Heavy downpours took a parting shot Thursday at California, triggering flash floods that temporarily stranded more than three dozen people in their cars in inland Riverside County.
Torrents also flooded freeways in Sacramento during the Wednesday evening rush hour and likely opened a pair of large sinkholes in San Francisco. No injuries were reported.
The dwindling storm brought some relief to the parched state, but a new analysis showed how much more rain and snow is needed to pull it from its historic drought.
More than 99 percent of California remained in moderate or worse drought despite rains received through the end of November, national drought experts said.
The data cutoff for the update was Tuesday, meaning most rain and snow from the latest storm was not included.
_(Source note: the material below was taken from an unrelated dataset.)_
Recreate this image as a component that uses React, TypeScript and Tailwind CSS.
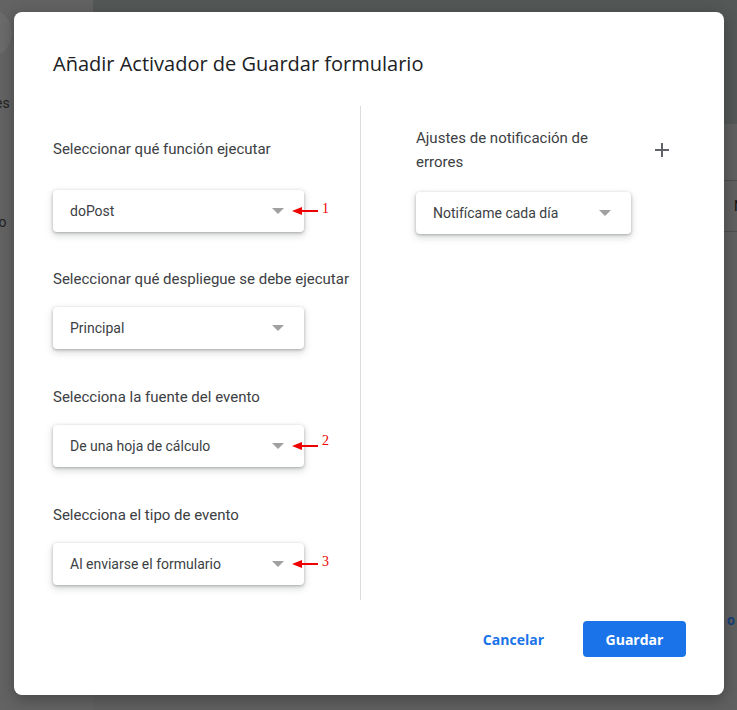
import React from "react";

const Caret = () => (
  <svg width="12" height="6" viewBox="0 0 12 6" className="shrink-0">
    <path d="M0 0 L12 0 L6 6 Z" fill="#a0a0a0" />
  </svg>
);

const Note = ({ n, dy = 0 }: { n: string; dy?: number }) => (
  <div className="absolute left-[239px] top-1/2 flex items-center" style={{ transform: `translateY(-50%)` }}>
    <svg width="26" height="10" viewBox="0 0 26 10">
      <path d="M0 5 L10 1 L10 9 Z" fill="#ee0000" />
      <rect x="9" y="4" width="17" height="2" fill="#ee0000" />
    </svg>
    <span
      className="ml-[4px] text-[14px] leading-none text-[#ee0000]"
      style={{ fontFamily: '"Liberation Serif", serif', transform: `translateY(${dy}px)` }}
    >
      {n}
    </span>
  </div>
);

const Select = ({ text, w, note, dy }: { text: string; w: string; note?: string; dy?: number }) => (
  <div className={`relative ${w}`}>
    <div className="flex h-[42px] items-center justify-between rounded-[4px] bg-white pl-[17px] pr-[20px] shadow-[0_1px_3px_rgba(60,64,67,0.35),0_3px_7px_1px_rgba(60,64,67,0.18)]">
      <span className="text-[14px] text-[#3c4043]" style={{ fontFamily: "Roboto, sans-serif" }}>
        {text}
      </span>
      <Caret />
    </div>
    {note && <Note n={note} dy={dy} />}
  </div>
);

const Label = ({ children, className = "" }: { children: React.ReactNode; className?: string }) => (
  <div className={`text-[15px] leading-[20px] text-[#3c4043] ${className}`} style={{ fontFamily: "Roboto, sans-serif" }}>
    {children}
  </div>
);

export default function App() {
  return (
    <div className="relative h-[710px] w-[737px] overflow-hidden bg-[#606060]">
      {/* background page */}
      <div className="absolute left-0 top-0 h-full w-[93px] bg-[#636363]" />
      <div className="absolute left-[93px] top-0 h-[124px] w-[644px] bg-[#545856]" />
      <div className="absolute left-[-38px] top-[8px] h-[50px] w-[50px] rounded-full bg-[#6b6b6b]" />
      <div className="absolute left-[-5px] top-[93px] text-[14px] text-[#222]" style={{ fontFamily: "Roboto, sans-serif" }}>es</div>
      <div className="absolute left-[-5px] top-[212px] text-[14px] text-[#222]" style={{ fontFamily: "Roboto, sans-serif" }}>lo</div>
      <div className="absolute left-[700px] top-[180px] h-px w-[37px] bg-[#4e4e4e]" />
      <div className="absolute left-[700px] top-[231px] h-px w-[37px] bg-[#4e4e4e]" />
      <div className="absolute left-[734px] top-[196px] text-[14px] text-[#111]" style={{ fontFamily: "Roboto, sans-serif" }}>N</div>
      <div className="absolute left-[727px] top-[610px] text-[14px] font-bold text-[#183f78]" style={{ fontFamily: "Roboto, sans-serif" }}>o</div>

      {/* dialog */}
      <div className="absolute left-[14px] top-[12px] flex h-[683px] w-[710px] flex-col rounded-[8px] bg-white pl-[39px] pr-[38px] pt-[38px] shadow-[0_4px_16px_rgba(0,0,0,0.3)]">
        <h1 className="text-[20px] leading-[28px] text-[#202124]" style={{ fontFamily: '"Open Sans", Roboto, sans-serif' }}>
          Añadir Activador de Guardar formulario
        </h1>

        <div className="mt-[28px] flex">
          <div className="flex w-[307px] flex-col pb-[15px] pt-[33px]">
            <Label>Seleccionar qué función ejecutar</Label>
            <div className="mt-[31px]">
              <Select text="doPost" w="w-[251px]" note="1" dy={-2} />
            </div>
            <Label className="mt-[37px] whitespace-nowrap">Seleccionar qué despliegue se debe ejecutar</Label>
            <div className="mt-[18px]">
              <Select text="Principal" w="w-[251px]" />
            </div>
            <Label className="mt-[38px]">Selecciona la fuente del evento</Label>
            <div className="mt-[18px]">
              <Select text="De una hoja de cálculo" w="w-[251px]" note="2" dy={-5} />
            </div>
            <Label className="mt-[38px]">Selecciona el tipo de evento</Label>
            <div className="mt-[18px]">
              <Select text="Al enviarse el formulario" w="w-[251px]" note="3" dy={-2} />
            </div>
          </div>

          <div className="w-px bg-[#dadce0]" />

          <div className="flex flex-col pl-[55px] pt-[20px]">
            <div className="flex items-start">
              <div className="w-[200px] text-[15px] leading-[24px] text-[#3c4043]" style={{ fontFamily: "Roboto, sans-serif" }}>
                Ajustes de notificación de errores
              </div>
              <svg width="14" height="14" viewBox="0 0 14 14" className="ml-[39px] mt-[17px]">
                <rect x="6" y="0" width="2" height="14" fill="#5f6368" />
                <rect x="0" y="6" width="14" height="2" fill="#5f6368" />
              </svg>
            </div>
            <div className="mt-[18px]">
              <Select text="Notifícame cada día" w="w-[215px]" />
            </div>
          </div>
        </div>

        <div className="mt-[21px] flex items-center justify-end gap-[23px]">
          <button className="h-[36px] px-[16px] text-[14px] font-bold text-[#1a73e8]" style={{ fontFamily: '"Open Sans", Roboto, sans-serif' }}>
            Cancelar
          </button>
          <button className="h-[36px] w-[103px] rounded-[4px] bg-[#1a73e8] text-[14px] font-bold text-white" style={{ fontFamily: '"Open Sans", Roboto, sans-serif' }}>
            Guardar
          </button>
        </div>
      </div>
    </div>
  );
}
However experts said they don't expect the needle will move much when the latest precipitation is tallied.
"One event isn't going to take away three years of drought," said climatologist Brian Fuchs of the National Drought Mitigation Center in Nebraska.
The update shows the state's drought status was unchanged from the previous week, meaning 55 percent of the state still is considered in the most extreme category of drought while 99.7 percent remains in moderate drought or worse.
The past two months have seen several back-to-back rain storms, and the rain in recent days was among the heaviest that some areas had seen in years.
The system dropped widely varying amounts of rain, ranging from trace levels in some areas to 14.5 inches at Yucaipa Ridge in the San Bernardino Mountains. San Francisco saw 4.3 inches, while 1.5 inches fell on downtown Los Angeles, according to the National Weather Service.
The San Francisco Bay Area reached or exceeded normal annual rainfall totals for the first time in years.
The storm put downtown Los Angeles slightly above normal for the season to date. Since July 1, it has recorded 2.30 inches of rain compared with the normal average of 2.14 inches by Dec. 4.
East of Los Angeles in the San Bernardino Mountains, drought-shrunken Big Bear Lake rose 6 inches in two days with the storm's infusion of 1,171 acre feet of water, equal to 381.5 million gallons, the Big Bear Municipal Water District said in a Facebook posting.
The agency said it was more water than the lake has received at any one time in the past two years. It now contains 42,590 acre feet of water, well below the full level of 73,224 acre feet.
Fuchs and other climatologists stressed that California needs to see a consistent pattern of storms to move beyond its driest three years on record.
Along with rain and snow, drought monitors consider the water levels in reservoirs, rivers and streams, soil moisture, and dozens of other factors.